In July 2010, Canning, now 52, became chief executive of Duke Corporate Education, the specialist corporate education company that has been ranked number one in the Financial Times rankings for customised programmes for the past nine years.

The strength of the institution, which is wholly owned by Duke University in Durham, North Carolina, is that it offers just one thing: highly customised programmes to address specific corporate needs. “We’ve always thought of ourselves as being in the execution of strategy, of helping people solve problems,” says its affable chief executive.

Unlike many business schools where corporate programmes are based on professorial research interests, Duke CE uses academics and trainers from a host of sources – often competing business schools – to teach what a company needs.

A decade ago, when it was launched, it was a real innovation in the executive education market. And the recession has not dampened the new boss’s enthusiasm for the innovative.

Canning is clearly excited about Duke CE’s latest venture, which he dubs the “marketplace as classroom”. Though it might sound like the overseas study trips beloved of MBA students, Canning believes that immersing managers in the countries where they will do business – be it India, China or the UK – helps them understand the challenges better.

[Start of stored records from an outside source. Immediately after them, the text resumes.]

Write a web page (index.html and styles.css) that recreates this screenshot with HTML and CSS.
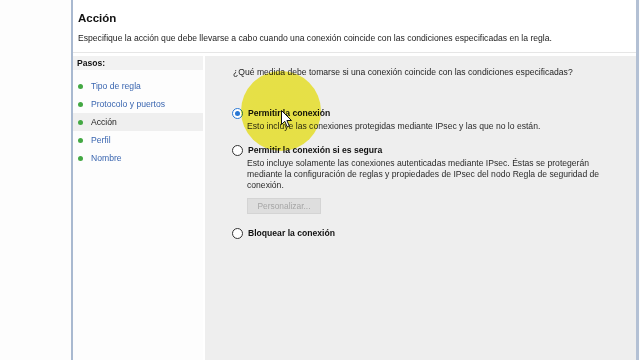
FILE: index.html
```html
<!DOCTYPE html>
<html lang="es">
<head>
  <meta charset="UTF-8">
  <title>Acción</title>
  <link rel="stylesheet" href="styles.css">
</head>
<body>
  <div class="window">
    <div class="header">
      <h1 class="title">Acción</h1>
      <p class="subtitle">Especifique la acción que debe llevarse a cabo cuando una conexión coincide con las condiciones especificadas en la regla.</p>
    </div>

    <div class="body">
      <div class="steps">
        <div class="steps-title">Pasos:</div>
        <div class="step"><span class="dot"></span><span class="link">Tipo de regla</span></div>
        <div class="step"><span class="dot"></span><span class="link">Protocolo y puertos</span></div>
        <div class="step current"><span class="dot"></span><span>Acción</span></div>
        <div class="step"><span class="dot"></span><span class="link">Perfil</span></div>
        <div class="step"><span class="dot"></span><span class="link">Nombre</span></div>
      </div>

      <div class="content">
        <p class="question">¿Qué medida debe tomarse si una conexión coincide con las condiciones especificadas?</p>

        <div class="option first">
          <div class="option-row"><span class="radio checked"></span><span class="option-label">Permitir la conexión</span></div>
          <p class="option-desc">Esto incluye las conexiones protegidas mediante IPsec y las que no lo están.</p>
        </div>

        <div class="option">
          <div class="option-row"><span class="radio"></span><span class="option-label">Permitir la conexión si es segura</span></div>
          <p class="option-desc">Esto incluye solamente las conexiones autenticadas mediante IPsec. Éstas se protegerán<br>mediante la configuración de reglas y propiedades de IPsec del nodo Regla de seguridad de<br>conexión.</p>
          <button class="custom" disabled>Personalizar...</button>
        </div>

        <div class="option last">
          <div class="option-row"><span class="radio"></span><span class="option-label">Bloquear la conexión</span></div>
        </div>
      </div>
    </div>

    <!-- resaltado del cursor -->
    <div class="spot"></div>
    <svg class="cursor" width="12" height="18" viewBox="0 0 12 18">
      <path d="M0.5 0.5 L0.5 14.5 L3.8 11.3 L6.2 16.8 L8.3 15.9 L5.9 10.5 L10.5 10.5 Z" fill="#fff" stroke="#111" stroke-width="1"/>
    </svg>
  </div>
</body>
</html>
```

FILE: styles.css
```css
* {
  box-sizing: border-box;
}

body {
  margin: 0;
  width: 640px;
  height: 360px;
  overflow: hidden;
  background: #fdfdfd;
  font-family: "Liberation Sans", Arial, sans-serif;
  font-size: 8.6px;
  color: #1e1e1e;
}

.window {
  position: relative;
  margin-left: 71px;
  width: 568px;
  height: 360px;
  border-left: 2px solid #a9b9d0;
  border-right: 3px solid #b3c0d4;
  background: #fff;
  display: flex;
  flex-direction: column;
}

.header {
  height: 53px;
  padding: 12px 0 0 5px;
  border-bottom: 1px solid #e6e6e6;
}

.title {
  margin: 0;
  font-size: 11.5px;
  font-weight: bold;
  color: #111;
}

.subtitle {
  margin: 9px 0 0;
  color: #222;
}

.body {
  flex: 1;
  display: flex;
  padding-top: 3px;
}

.steps {
  width: 130px;
  background: #fdfdfd;
}

.steps-title {
  height: 14px;
  padding: 2px 0 0 4px;
  background: #f2f2f2;
  font-weight: bold;
  color: #111;
}

.step {
  display: flex;
  align-items: center;
  height: 18px;
  padding-left: 5px;
  gap: 8px;
}

.step:nth-child(2) {
  margin-top: 7px;
}

.step.current {
  background: #efefef;
  color: #222;
}

.dot {
  width: 5px;
  height: 5px;
  border-radius: 50%;
  background: #43a843;
}

.link {
  color: #3a66b0;
}

.content {
  flex: 1;
  margin-left: 2px;
  background: #eeeeee;
  padding: 11px 0 0 28px;
}

.question {
  margin: 0;
}

.option {
  margin-top: 11px;
}

.option.first {
  margin-top: 29px;
}

.option.last {
  margin-top: 12px;
}

.option-row {
  display: flex;
  align-items: center;
  gap: 5px;
  height: 14px;
  margin-left: -1px;
}

.radio {
  width: 11px;
  height: 11px;
  border-radius: 50%;
  border: 1px solid #333;
  background: #fff;
  position: relative;
}

.radio.checked {
  border-color: #2a78d4;
}

.radio.checked::after {
  content: "";
  position: absolute;
  left: 2px;
  top: 2px;
  width: 5px;
  height: 5px;
  border-radius: 50%;
  background: #2a78d4;
}

.option-label {
  font-weight: bold;
  color: #111;
}

.option-desc {
  margin: 1px 0 0 14px;
  line-height: 11px;
  color: #2a2a2a;
}

.custom {
  margin: 7px 0 0 14px;
  width: 74px;
  height: 16px;
  border: 1px solid #d4d4d4;
  background: #dedede;
  color: #a6a6a6;
  font-family: inherit;
  font-size: 8.4px;
  padding: 0;
}

.spot {
  position: absolute;
  left: 168px;
  top: 71px;
  width: 80px;
  height: 80px;
  border-radius: 50%;
  background: radial-gradient(circle, #f7f04a 0%, #f7f04c 70%, rgba(247, 240, 80, 0.35) 92%, rgba(247, 240, 80, 0) 100%);
  mix-blend-mode: multiply;
  pointer-events: none;
}

.cursor {
  position: absolute;
  left: 208px;
  top: 110px;
}
```
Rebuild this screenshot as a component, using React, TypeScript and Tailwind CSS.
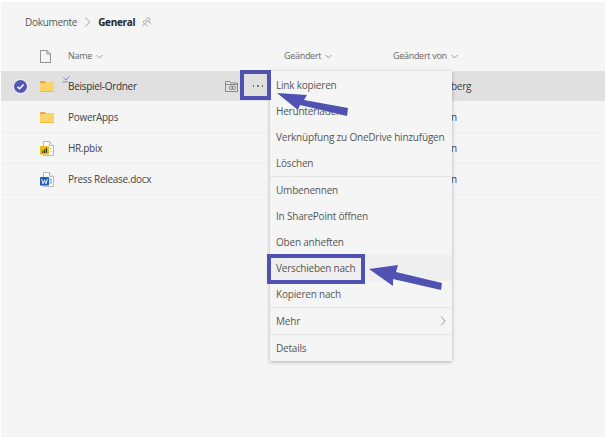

“Businesses need to grow in unfamiliar markets and they need a cadre of global leaders,” he says. “Being a global leader is more than a cognitive enterprise. We shock their senses, give them a visceral experience.”

But placing all your eggs in one basket, even in a fashionable area such as corporate education, has its drawbacks, as Duke CE found to its cost during the recession. “After eight years of double-digit growth, we saw things fall off for about two years,” says Canning. Indeed, the company saw two years of double-digit decline before business returned. This year, the news is much better, and he is predicting growth in excess of 30 per cent, although he is characteristically candid about business prospects: “It will take us two years to get back to where we were.”

Canning worked for many years at Coca-Cola, and his corporate background clearly shows in his approach to running Duke CE. During the bad times, he and his colleagues exercised the level of customer support more common in consumer goods companies than in business schools. “We stuck with our clients. We visited those with no budget and talked about their plans. We actually didn’t lose a client. Growth is really driven by our existing clients coming back,” he says.

Many of Duke CE’s clients are in the mining, metals and construction sectors, areas often eschewed by business schools that concentrate on banks and services firms. But Canning is committed to them. “Although those companies [banks and services firms] are knowledge driven, the other companies [mining and construction] are really short of talent. There is a shortage of good leaders in technical industries, and a huge need to retain and reshape the talent.”

As the global economy improves, these companies are picking up business too. “They’re all going great guns. They have bounced back more than anyone expected,” he says.

But although business is back, it is different, according to Canning. “We’re doing fine in the US,” he says, where a handful of blue-chip companies have signed up for business. In Europe, countries such as Germany, Switzerland and Sweden have shown growth – Duke CE has doubled the number of clients there.

Two-thirds of the company’s growth is outside the US, says Canning, who maintains businesses need to grow in unfamiliar markets. “We’ve had some nice growth in really unlikely areas,” he says.